Zoom in to find a plot similar to Figure 2.
5
Click the Zoom In button on the Graphics toolbar.
6
Click the Zoom Extents button on the Graphics toolbar.
Show the base vector that defines the polarization of the piezoelectric material, shown on Figure 4.
3D Plot Group 3
1
On the Home toolbar, click Add Plot Group and choose 3D Plot Group.
2
In the Settings window for 3D Plot Group, type PZT coordinate system in the Label text field.

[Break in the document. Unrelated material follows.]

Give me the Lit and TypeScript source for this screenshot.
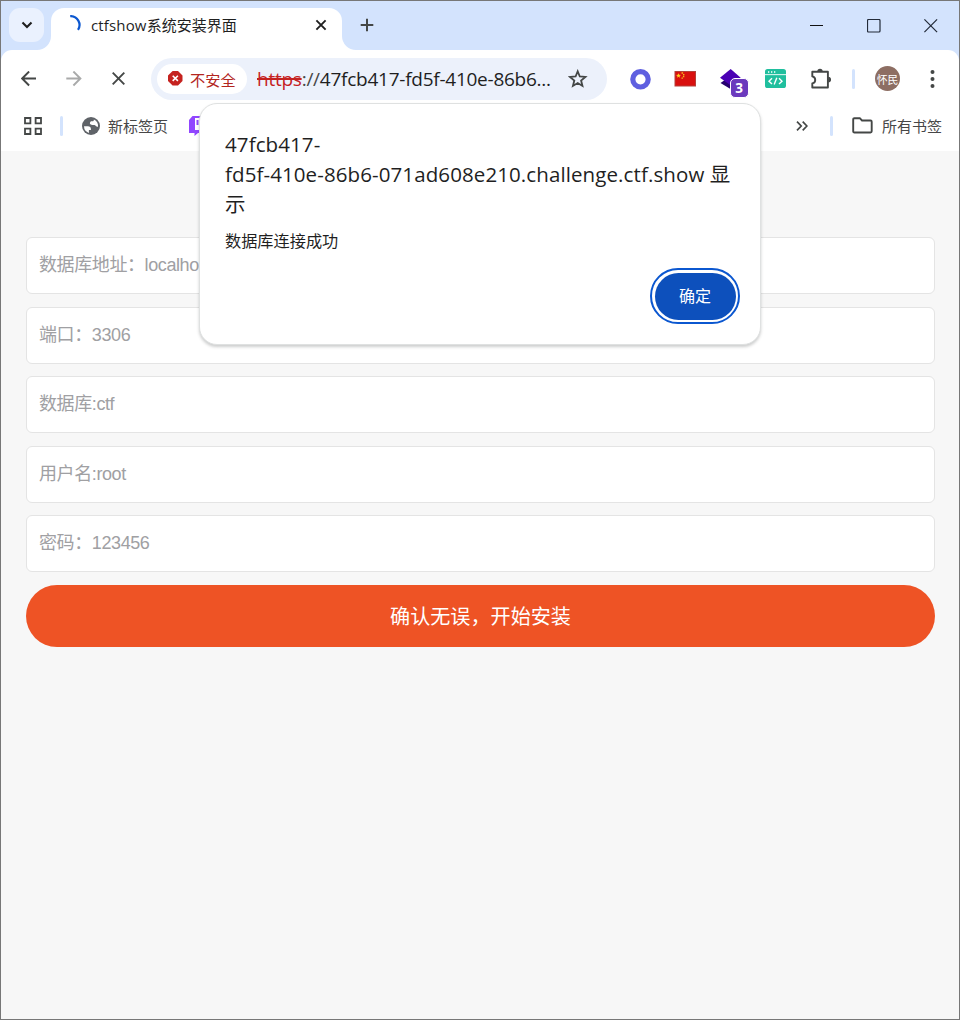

Coordinate System Volume 1
1
On the PZT coordinate system toolbar, click More Plots and choose Coordinate System Volume.
2
In the Settings window for Coordinate System Volume, locate the Coordinate System section.
3
From the Coordinate system list, choose Base Vector System 2 (sys2).
4
Locate the Positioning section. Find the x grid points subsection. From the Entry method list, choose Coordinates.
5
In the Coordinates text field, type 60.
6
Find the y grid points subsection. In the Points text field, type 1.
7
Find the z grid points subsection. In the Points text field, type 1.
8
On the PZT coordinate system toolbar, click Plot.